Observation data (J2000 epoch)
- Constellation: Aquarius
- Right ascension: 22^{h} 02^{m} 39.8^{s}
- Declination: −20° 48′ 46″
- Redshift: 0.008739 +/- 0.000010
- Heliocentric radial velocity: 2620 ± 3 km/s
- Distance: 99.3 ± 22.5 Mly (30.5 ± 6.9 Mpc)
- Apparent magnitude (V): 11.1

Characteristics
- Type: SB(r)c
- Size: 236,000 ly (72.34 kpc) (estimated)
- Apparent size (V): 6.0′ × 1.5′

Other designations
- UGCA 425, ESO 601- G009, MCG -04-52-009, PGC 67904

= NGC 7184 =

Galaxy in the constellation Aquarius

NGC 7184 is a barred spiral galaxy located in the constellation Aquarius. It is located at a distance of circa 100 million light years from Earth, which, given its apparent dimensions, means that NGC 7184 is about 236,000 light years across. It was discovered by William Herschel on October 28, 1783.

== Characteristics ==
NGC 7184 has a small, bright nucleus and an elliptical bulge, whose major axis is aligned with the major axis of the disk. There is a bar along the minor axis of the bulge, but the high inclination of the galaxy makes its presence uncertain. From the bar emanate two tightly wound symmetrical spiral arms that form a bright inner ring.
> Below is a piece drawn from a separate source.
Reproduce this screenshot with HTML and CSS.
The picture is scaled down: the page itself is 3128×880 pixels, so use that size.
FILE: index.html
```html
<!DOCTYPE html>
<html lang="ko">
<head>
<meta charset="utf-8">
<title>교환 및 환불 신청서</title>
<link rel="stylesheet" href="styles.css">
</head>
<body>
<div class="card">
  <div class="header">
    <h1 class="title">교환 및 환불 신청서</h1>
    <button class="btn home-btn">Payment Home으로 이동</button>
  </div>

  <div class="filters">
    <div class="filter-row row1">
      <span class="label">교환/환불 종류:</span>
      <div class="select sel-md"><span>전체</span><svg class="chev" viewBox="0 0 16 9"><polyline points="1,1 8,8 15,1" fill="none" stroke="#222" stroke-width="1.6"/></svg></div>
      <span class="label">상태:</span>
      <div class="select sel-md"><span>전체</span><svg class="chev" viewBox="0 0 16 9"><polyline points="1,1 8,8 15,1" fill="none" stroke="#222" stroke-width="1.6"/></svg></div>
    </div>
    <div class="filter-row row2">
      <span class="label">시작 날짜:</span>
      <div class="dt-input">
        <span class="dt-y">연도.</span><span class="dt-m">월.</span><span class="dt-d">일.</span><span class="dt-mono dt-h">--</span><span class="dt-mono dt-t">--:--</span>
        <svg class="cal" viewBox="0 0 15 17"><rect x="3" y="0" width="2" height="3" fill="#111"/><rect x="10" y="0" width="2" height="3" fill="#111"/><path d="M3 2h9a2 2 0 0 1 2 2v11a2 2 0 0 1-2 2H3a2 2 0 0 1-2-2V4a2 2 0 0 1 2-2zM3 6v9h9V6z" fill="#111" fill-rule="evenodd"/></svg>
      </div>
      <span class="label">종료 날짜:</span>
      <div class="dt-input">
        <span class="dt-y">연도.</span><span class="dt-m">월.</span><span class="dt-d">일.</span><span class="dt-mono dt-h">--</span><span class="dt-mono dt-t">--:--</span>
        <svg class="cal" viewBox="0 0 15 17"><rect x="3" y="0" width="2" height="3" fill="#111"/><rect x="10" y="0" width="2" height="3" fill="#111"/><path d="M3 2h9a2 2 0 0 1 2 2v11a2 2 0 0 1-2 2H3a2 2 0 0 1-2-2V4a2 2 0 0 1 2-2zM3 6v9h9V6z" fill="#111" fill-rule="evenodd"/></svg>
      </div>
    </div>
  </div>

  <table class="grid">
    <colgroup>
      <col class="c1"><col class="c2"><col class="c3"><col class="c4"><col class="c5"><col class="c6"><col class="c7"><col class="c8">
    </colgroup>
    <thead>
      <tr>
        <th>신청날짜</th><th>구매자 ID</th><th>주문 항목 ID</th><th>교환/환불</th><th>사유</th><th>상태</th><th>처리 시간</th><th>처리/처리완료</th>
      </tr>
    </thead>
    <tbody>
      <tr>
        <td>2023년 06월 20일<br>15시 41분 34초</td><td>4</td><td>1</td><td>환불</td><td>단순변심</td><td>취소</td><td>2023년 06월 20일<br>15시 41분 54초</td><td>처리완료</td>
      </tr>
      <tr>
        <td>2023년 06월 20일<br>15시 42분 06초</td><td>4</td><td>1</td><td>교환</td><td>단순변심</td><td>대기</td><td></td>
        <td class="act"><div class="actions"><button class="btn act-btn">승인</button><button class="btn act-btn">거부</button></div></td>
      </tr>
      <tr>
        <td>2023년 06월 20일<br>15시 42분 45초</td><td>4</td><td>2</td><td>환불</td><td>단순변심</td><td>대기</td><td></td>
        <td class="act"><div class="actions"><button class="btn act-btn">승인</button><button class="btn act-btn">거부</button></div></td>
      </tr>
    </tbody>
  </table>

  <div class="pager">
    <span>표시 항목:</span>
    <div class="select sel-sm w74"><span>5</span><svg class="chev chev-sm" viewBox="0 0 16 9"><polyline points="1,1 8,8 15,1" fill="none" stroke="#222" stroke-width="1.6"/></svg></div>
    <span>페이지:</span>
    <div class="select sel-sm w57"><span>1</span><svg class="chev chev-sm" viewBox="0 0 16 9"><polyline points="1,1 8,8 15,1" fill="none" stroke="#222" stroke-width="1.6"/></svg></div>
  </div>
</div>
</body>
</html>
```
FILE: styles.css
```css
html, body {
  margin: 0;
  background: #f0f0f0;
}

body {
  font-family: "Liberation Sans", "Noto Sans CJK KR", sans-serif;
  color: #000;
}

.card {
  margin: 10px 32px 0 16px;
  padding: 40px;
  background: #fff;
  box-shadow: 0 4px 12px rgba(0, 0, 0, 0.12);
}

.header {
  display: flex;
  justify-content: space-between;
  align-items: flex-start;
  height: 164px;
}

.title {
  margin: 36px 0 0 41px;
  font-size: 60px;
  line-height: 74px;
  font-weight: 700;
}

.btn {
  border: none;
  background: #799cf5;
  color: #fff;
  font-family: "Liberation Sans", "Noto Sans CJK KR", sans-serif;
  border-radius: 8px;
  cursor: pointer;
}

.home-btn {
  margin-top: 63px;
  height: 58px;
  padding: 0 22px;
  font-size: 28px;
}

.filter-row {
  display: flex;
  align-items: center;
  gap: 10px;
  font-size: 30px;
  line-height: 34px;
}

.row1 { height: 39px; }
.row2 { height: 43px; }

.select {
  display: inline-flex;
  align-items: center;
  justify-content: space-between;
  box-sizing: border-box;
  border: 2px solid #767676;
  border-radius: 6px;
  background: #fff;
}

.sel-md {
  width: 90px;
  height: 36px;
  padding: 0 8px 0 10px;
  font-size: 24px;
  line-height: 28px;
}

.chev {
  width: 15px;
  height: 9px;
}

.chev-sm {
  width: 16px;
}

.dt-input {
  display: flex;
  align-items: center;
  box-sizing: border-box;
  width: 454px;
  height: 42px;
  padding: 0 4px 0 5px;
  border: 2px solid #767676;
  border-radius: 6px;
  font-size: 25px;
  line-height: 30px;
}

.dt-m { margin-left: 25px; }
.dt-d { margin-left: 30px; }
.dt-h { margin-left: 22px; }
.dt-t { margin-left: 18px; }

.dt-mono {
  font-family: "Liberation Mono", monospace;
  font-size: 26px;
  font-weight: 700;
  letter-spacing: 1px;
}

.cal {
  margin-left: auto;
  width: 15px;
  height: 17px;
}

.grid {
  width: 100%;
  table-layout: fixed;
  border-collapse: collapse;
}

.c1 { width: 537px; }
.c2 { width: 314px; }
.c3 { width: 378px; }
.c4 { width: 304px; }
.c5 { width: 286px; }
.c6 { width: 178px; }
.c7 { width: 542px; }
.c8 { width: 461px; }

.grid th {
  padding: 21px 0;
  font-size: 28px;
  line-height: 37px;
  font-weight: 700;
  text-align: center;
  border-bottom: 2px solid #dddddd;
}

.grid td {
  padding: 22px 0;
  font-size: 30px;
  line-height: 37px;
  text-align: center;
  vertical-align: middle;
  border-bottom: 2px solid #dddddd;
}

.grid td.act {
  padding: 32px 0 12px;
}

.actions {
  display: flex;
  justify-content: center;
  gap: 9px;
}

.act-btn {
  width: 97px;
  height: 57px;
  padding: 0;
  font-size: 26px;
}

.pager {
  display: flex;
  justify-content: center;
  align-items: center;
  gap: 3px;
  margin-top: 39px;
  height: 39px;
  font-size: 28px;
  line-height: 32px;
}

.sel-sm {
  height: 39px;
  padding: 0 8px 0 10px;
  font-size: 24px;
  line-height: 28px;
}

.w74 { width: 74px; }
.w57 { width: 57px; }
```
The diameter of the ring along its major axis is 1.71 arcminutes. The arms feature HII regions, and as they emerge from the ring are flocculent, based on the HII distribution, while they begin to split again at the outermost part of the galaxy. Dust lanes are observed in the inner part of the disk.
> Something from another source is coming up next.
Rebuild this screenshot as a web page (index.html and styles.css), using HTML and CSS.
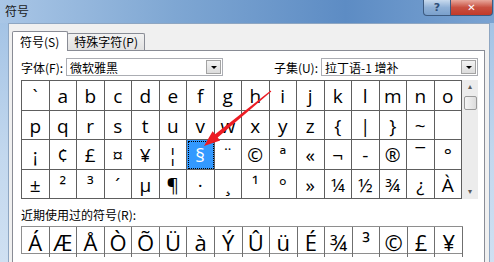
FILE: index.html
```html
<!DOCTYPE html>
<html lang="zh-CN">

<head>
    <meta charset="UTF-8">
    <title>符号</title>
    <link rel="stylesheet" href="styles.css">
</head>

<body>

    <div class="window">
        <div class="titlebar">
            <span class="titlebar__text">符号</span>
            <div class="titlebar__buttons">
                <span class="tb-btn tb-btn--help">?</span>
                <span class="tb-btn tb-btn--close">✕</span>
            </div>
        </div>
        <!--/titlebar-->

        <div class="client">
            <div class="tabs">
                <span class="tab tab--active">符号(<u>S</u>)</span>
                <span class="tab">特殊字符(<u>P</u>)</span>
            </div>

            <div class="page">
                <div class="font-row">
                    <div class="field">
                        <label>字体(<u>F</u>):</label>
                        <div class="combo combo--font">
                            <span>微软雅黑</span>
                            <i class="combo__btn"></i>
                        </div>
                    </div>
                    <div class="field">
                        <label>子集(<u>U</u>):</label>
                        <div class="combo combo--subset">
                            <span>拉丁语-1 增补</span>
                            <i class="combo__btn"></i>
                        </div>
                    </div>
                </div>
                <!--/font-row-->

                <div class="chart">
                    <div class="grid" id="grid"></div>
                    <div class="scroll">
                        <span class="scroll__arrow">&#9652;</span>
                        <span class="scroll__thumb"></span>
                        <span class="scroll__arrow scroll__arrow--down">&#9662;</span>
                    </div>
                </div>

                <div class="recent-label">近期使用过的符号(<u>R</u>):</div>
                <div class="recent" id="recent"></div>
            </div>
            <!--/page-->
        </div>

        <svg class="arrow" width="494" height="262" viewBox="0 0 494 262">
            <polygon fill="#ec1c24"
                points="270.7,90.6 215.1,134.3 212.6,131.3 204,146 220.2,140.5 217.7,137.4 271.3,91.4" />
        </svg>
    </div>

    <script>
        const symbols = [
            '`', 'a', 'b', 'c', 'd', 'e', 'f', 'g', 'h', 'i', 'j', 'k', 'l', 'm', 'n', 'o',
            'p', 'q', 'r', 's', 't', 'u', 'v', 'w', 'x', 'y', 'z', '{', '|', '}', '~', '',
            '¡', '¢', '£', '¤', '¥', '¦', '§', '¨', '©', 'ª', '«', '¬', '-', '®', '¯', '°',
            '±', '²', '³', '´', 'µ', '¶', '·', '¸', '¹', 'º', '»', '¼', '½', '¾', '¿', 'À'
        ]
        const recent = ['Á', 'Æ', 'Å', 'Ò', 'Õ', 'Ü', 'à', 'Ý', 'Û', 'ü', 'É', '¾', '³', '©', '£', '¥']

        const grid = document.getElementById('grid')
        symbols.forEach(function (ch) {
            let cell = document.createElement('span')
            cell.className = 'cell'
            if (ch === '§') cell.classList.add('cell--selected')
            cell.textContent = ch
            grid.appendChild(cell)
        })

        const recentRow = document.getElementById('recent')
        recent.forEach(function (ch) {
            let cell = document.createElement('span')
            cell.className = 'recent__cell'
            cell.textContent = ch
            recentRow.appendChild(cell)
        })
    </script>
</body>

</html>
```

FILE: styles.css
```css
html,
body {
    margin: 0;
    padding: 0;
}

body {
    width: 494px;
    height: 262px;
    overflow: hidden;
    font-family: "Noto Sans CJK SC", "Noto Sans", sans-serif;
    font-size: 12px;
    color: #000;
}

.window {
    position: relative;
    width: 494px;
    height: 262px;
    display: flex;
    flex-direction: column;
    background: linear-gradient(to bottom, #9fc0e4, #c3d8ee 60%, #cfe0f2);
}

.titlebar {
    height: 23px;
    display: flex;
    justify-content: space-between;
    align-items: flex-start;
    background: linear-gradient(to right, #a9c6e6 0%, #7fa7d3 35%, #5d8cc4 70%, #7aa3d2 100%);
}

.titlebar__text {
    padding: 4px 0 0 5px;
    font-size: 12px;
    line-height: 14px;
    color: #1b1b1b;
}

.titlebar__buttons {
    display: flex;
    margin-right: 1px;
}

.tb-btn {
    height: 15px;
    display: flex;
    align-items: center;
    justify-content: center;
    border: 1px solid #3c5a80;
    border-top: 0;
    font-family: "DejaVu Sans", sans-serif;
    font-weight: bold;
    color: #fff;
}

.tb-btn--help {
    width: 26px;
    font-size: 11px;
    border-radius: 0 0 0 4px;
    background: linear-gradient(to bottom, #c8daee, #8fb0d6 50%, #7aa0cc);
    color: #2e4e78;
}

.tb-btn--close {
    width: 41px;
    font-size: 10px;
    border-left: 0;
    border-radius: 0 0 4px 0;
    background: linear-gradient(to bottom, #e8a89c, #c85040 50%, #c23a2a);
}

.client {
    flex: 1;
    margin: 0 4px 0 8px;
    padding: 8px 4px 0 3px;
    background: #f0f0f0;
    border: 1px solid #8ea6c2;
    border-bottom: 0;
    display: flex;
    flex-direction: column;
}

.tabs {
    display: flex;
    align-items: flex-end;
    height: 18px;
    position: relative;
    z-index: 1;
}

.tab {
    height: 16px;
    padding: 0 6px;
    line-height: 16px;
    border: 1px solid #898c95;
    border-bottom: 0;
    background: linear-gradient(to bottom, #f2f2f2, #e1e1e1);
    margin-left: -1px;
    border-radius: 2px 2px 0 0;
}

.tab--active {
    height: 19px;
    padding: 0 8px 0 7px;
    line-height: 19px;
    margin-left: 0;
    margin-right: 0;
    background: #fff;
    position: relative;
    top: 1px;
}

.tab u,
.field u,
.recent-label u {
    text-decoration: none;
}

.page {
    flex: 1;
    background: #fff;
    border: 1px solid #898c95;
    border-bottom: 0;
    padding: 7px 6px 0 8px;
}

.font-row {
    display: flex;
    justify-content: space-between;
    height: 18px;
}

.field {
    display: flex;
    align-items: center;
    gap: 3px;
}

.combo {
    height: 16px;
    display: flex;
    align-items: center;
    justify-content: space-between;
    border: 1px solid #abadb3;
    padding-left: 3px;
}

.combo--font,
.combo--subset {
    width: 152px;
}

.combo__btn {
    width: 13px;
    height: 12px;
    margin-right: 1px;
    border: 1px solid #a3a3a3;
    background: linear-gradient(to bottom, #f3f3f3, #dcdcdc);
    display: flex;
    align-items: center;
    justify-content: center;
}

.combo__btn::after {
    content: "";
    border-left: 3px solid transparent;
    border-right: 3px solid transparent;
    border-top: 3px solid #000;
}

.chart {
    display: flex;
    margin-top: 4px;
    height: 119px;
}

.grid {
    width: 442px;
    display: grid;
    grid-template-columns: repeat(16, 1fr);
    grid-template-rows: repeat(4, 1fr);
    border-top: 1px solid #5e5e5e;
    border-left: 1px solid #5e5e5e;
    box-sizing: border-box;
}

.cell,
.recent__cell {
    display: flex;
    align-items: center;
    justify-content: center;
    font-family: "Open Sans", "Noto Sans", sans-serif;
    color: #000;
    border-right: 1px solid #5e5e5e;
    border-bottom: 1px solid #5e5e5e;
}

.cell {
    font-size: 19px;
    padding-top: 2px;
}

.cell--selected {
    background: #3399ff;
    color: #fff;
    outline: 1px dotted #000;
    outline-offset: -2px;
}

.scroll {
    width: 16px;
    background: #ececec;
    display: flex;
    flex-direction: column;
    align-items: center;
    justify-content: flex-start;
}

.scroll__arrow {
    height: 14px;
    font-size: 8px;
    line-height: 14px;
    color: #5b5b5b;
    font-family: "DejaVu Sans", sans-serif;
}

.scroll__arrow--down {
    margin-top: auto;
}

.scroll__thumb {
    width: 13px;
    height: 14px;
    margin-top: 2px;
    border: 1px solid #9a9a9a;
    border-radius: 2px;
    box-sizing: border-box;
    background: linear-gradient(to right, #f5f5f5, #dcdcdc);
}

.recent-label {
    margin-top: 8px;
    line-height: 16px;
}

.recent {
    margin-top: 3px;
    width: 442px;
    height: 28px;
    display: grid;
    grid-template-columns: repeat(16, 1fr);
    border: 1px solid #8e8e8e;
    border-right: 0;
    box-sizing: border-box;
}

.recent__cell {
    font-size: 22px;
    border-bottom: 0;
    border-color: #6f6f6f;
}

.arrow {
    position: absolute;
    left: 0;
    top: 0;
    pointer-events: none;
}
```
An outlying HII region has been discovered near NGC 7184. It is located on the major axis of the optical disk, on the northeasterly receding edge. Its size is estimated to be 270 pc at the distance of the galaxy and its Hα luminosity, 10^{37.6} erg s−1. It could be an isolated extension of a spiral arm.

== Supernova ==
One supernova has been observed in NGC 7184.
- SN 1984N was discovered visually by Robert Evans at magnitude 14, 60" east and 65" north of the nucleus on July 20, 1984. Its discovery was confirmed by T. Cragg at the Anglo-Australian Observatory. Initially it was thought to be a variable star in our galaxy, but later study of the object revealed it was indeed a supernova. It was identified as Type I.

== Nearby galaxies ==
NGC 7184 is the foremost galaxy of a small galaxy group known as the NGC 7184 group, which also includes NGC 7183. A satellite galaxy lies 3 arcminutes to the south, at a projected separation of 28 kpc.